Material generosity was essential to the building of this place. It has been vital, too, in the restoration we have carried out in recent years. Something we can be thankful for. It has been essential in keeping this building “free and open” ever since; not just for those who come to High Mass on Sunday – but for those who come during the week – to pray, to meditate, to worship, to find spiritual counsel for their Christian lives and the solace of forgiveness for their sins; to find a place of peace and calm in a frenetic and noisy world, to find a place of respite from hard pavements and draughty doorways. Many of these most of you will never see. It remains essential to keeping its doors open and maintaining its daily offering of worship and music, its preaching of the gospel and teaching of the faith; its pastoral and spiritual care of those who come to it; its support of the mission of the wider Church. Whilst we have been and are blessed by the generosity of our forebears and we praise God for it, we too are called to be generous.
We must pray, too, for a generosity of spirit, of welcome, to others. In fact, the two are not separate but bound up with one another.

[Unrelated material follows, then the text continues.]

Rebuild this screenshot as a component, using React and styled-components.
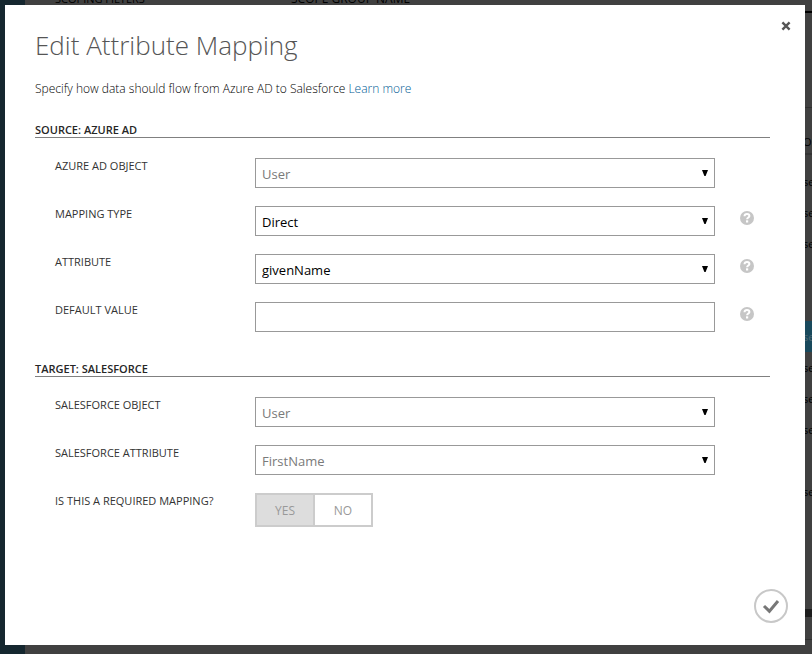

From the generosity of God which we celebrate in our worship, should spring a generosity of spirit, an open heart towards others of his children and an open-hand with the gifts we have received from God; a zeal for God’s house to be a place of prayer for all peoples; a community in which no one is a stranger and alien; in which all, regardless of race or class, age or youth, gender or sexuality, are equally members of God’s household.